The article goes on to say that this kind of fakery harms far more than the professor and his institution—it harms Science itself. While the fake data will, in time, be found and no lasting damage will occur to “knowledge”; there are a lot of people out there who want to dispute scientific findings for a host of political and personal gain reasons who will pounce on situations like this. A previous Blab discussed the “Climategate” scandal, and the dangerous path that the Attorney General of Virginia has embarked upon. A scandal like this can taint thousands of pieces of good research, and help convince the public that scientific conclusions “are only theories, and probably faked at that”.
Department of “I Didn’t Know That”
This marks the 90th anniversary of women’s suffrage in the US, and there was an interesting article in the New York Times on the subject. Among several interesting points, the article mentioned something I never really thought about—what happens to the ratification process after an amendment is passed? Apparently, it continues. The women’s suffrage amendment to the constitution was passed over the overwhelming opposition of the Southern states, due to their fear that this would open the door for de facto enfranchisement of blacks. Tennessee’s vote, by only one vote, put the amendment over the top (and was the only Southern vote in favor at the time). When did Georgia approve the amendment? Not until February 1970!
There Is No Superman
If there’s a reference to comic books in an article, I’ll read it. One I saw last week came via the always interesting Thomas Friedman (of the World is Flat fame) in the New York Times. The article, entitled “Steal This Movie Too”, is about a documentary called “Waiting for Superman”. The name comes from an interview with Geoffrey Canada, founder of the Harlem Children’s Zone, which offers comprehensive programs starting with pre-natal “Baby College”, social service programs, and longer hours at its charter school to help prepare the poorest of children in New York City to go to college and escape poverty. “One of the saddest days of my life was when my mother told me Superman did not exist,” Canada said. “...’cause even in the depths of the ghetto you just thought, ‘He’s coming, I just don’t know when, because he always shows up and he saves all the good people.’ ” When his mother told him Superman wasn’t real, “I was like: ‘He’s not? What do you mean he’s not?’ ‘No, he’s not real.’ And she thought I was crying because it’s like Santa Claus is not real. And I was crying because there was no one ... coming with enough power to save us.”
Canada’s idea is that people can’t wait for Superman or for a super-theory to fix their schools, especially in poverty areas. People have to become supermen and superwomen and do the heavy lifting themselves, to assemble the components for the one thing we know works: well-trained teachers working with best methods, supported by their principals, supported by involved parents to help the children learn even in difficult circumstances.

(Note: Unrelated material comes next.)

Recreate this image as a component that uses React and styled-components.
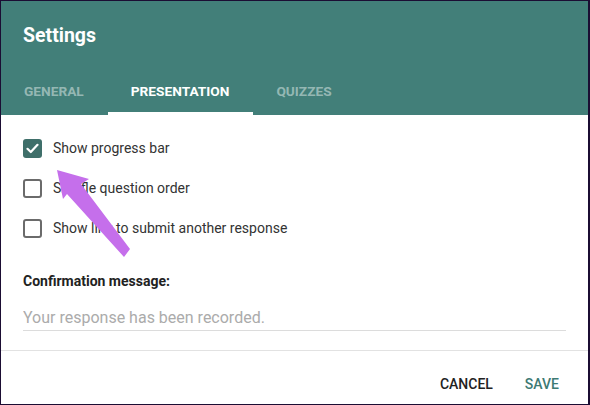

There has been a spate of articles this week on quality in universities. One from the Washington Monthly deals with “Dropout Factories”, 4-year private and public colleges and universities graduating miniscule percentages of their students. The article focuses on Chicago State University, and the fact that only 13% of their students graduate. A list of the worst graduation rates was given in the article. The usual arguments were given (students with weak preparations, lots of transfer students bringing down the percentage, etc.), but in the end, the article says that the difference is if college actually cares if its students graduate or not, and does stuff about it (i.e., provides support structures).
Another article, “The ‘Don’t Suck’ Theory of Improving Graduation Rates” in the Chronicle, makes the argument that it’s not best practices that are required for student success—it’s enough for universities to “not suck” at the basic things, such as offering tutoring and telling the students about it, calculating financial aid correctly, being student-focused, and so on. Surely that’s the minimum that students should be able to expect, but it shouldn’t be enough.
Finally, everyone agrees that there is more and more of a push for universities to be able to prove that they are adding value to their students, or from a more crass perspective, to show that we’re worth the ever higher tuition we’re charging. The Chronicle is going to run a series of articles on this subject. The first is called “The Quality Question” and appeared today. The main point in the article was that there is no common measuring stick for even saying what quality is, with respect to a college education. An interesting ancillary to the article is a table that shows the thirty factors that the various rating organizations (US News and World Report, etc.) use to determine the best colleges. You’ll notice that there is very little correlation between them, which is indicative of the problem. So, there’s a lot of talk about quality in universities, but very little agreement about what it actually means.
Last Week’s Trivia Contest
Greg Wiles (IET) was the winner of last week’s trivia contest with a fabulous four correct, and a good wrong answer for the fifth one. He wins a CD. Here are the correct answers.
(a) Which of the elements was first detected not on Earth, but in space? Helium
(b) Which element is named for a Mediterranean island? Cupper (for Cyprus)
(c) What element is named for the fact that its compounds are so beautiful? Vanadium, after Vanadis, the g-dess of beauty.
(d) Which city has the most elements named after it (and what are they?) Ytterby, Sweden (Ytterbium, Terbium, Erbium, Yttrium and more indirectly, Scandium, Thulium, and Europium).
(e) Which element is named after the city of Paris? [Hint—it isn’t Francium] Lutetium, after the Latin name for Paris.
This Week’s Trivia Contest
As usual, the most correct answers take the swag. This week, our questions are all about American geography.
(1) What is the longest river in the United States?
(2) What is the oldest city that is located in the United States?
(3) What is the northernmost point in the United States?
(4) What is the second smallest state in the United States?
(5) Harvard is the oldest University or College in the United States. What is the second oldest?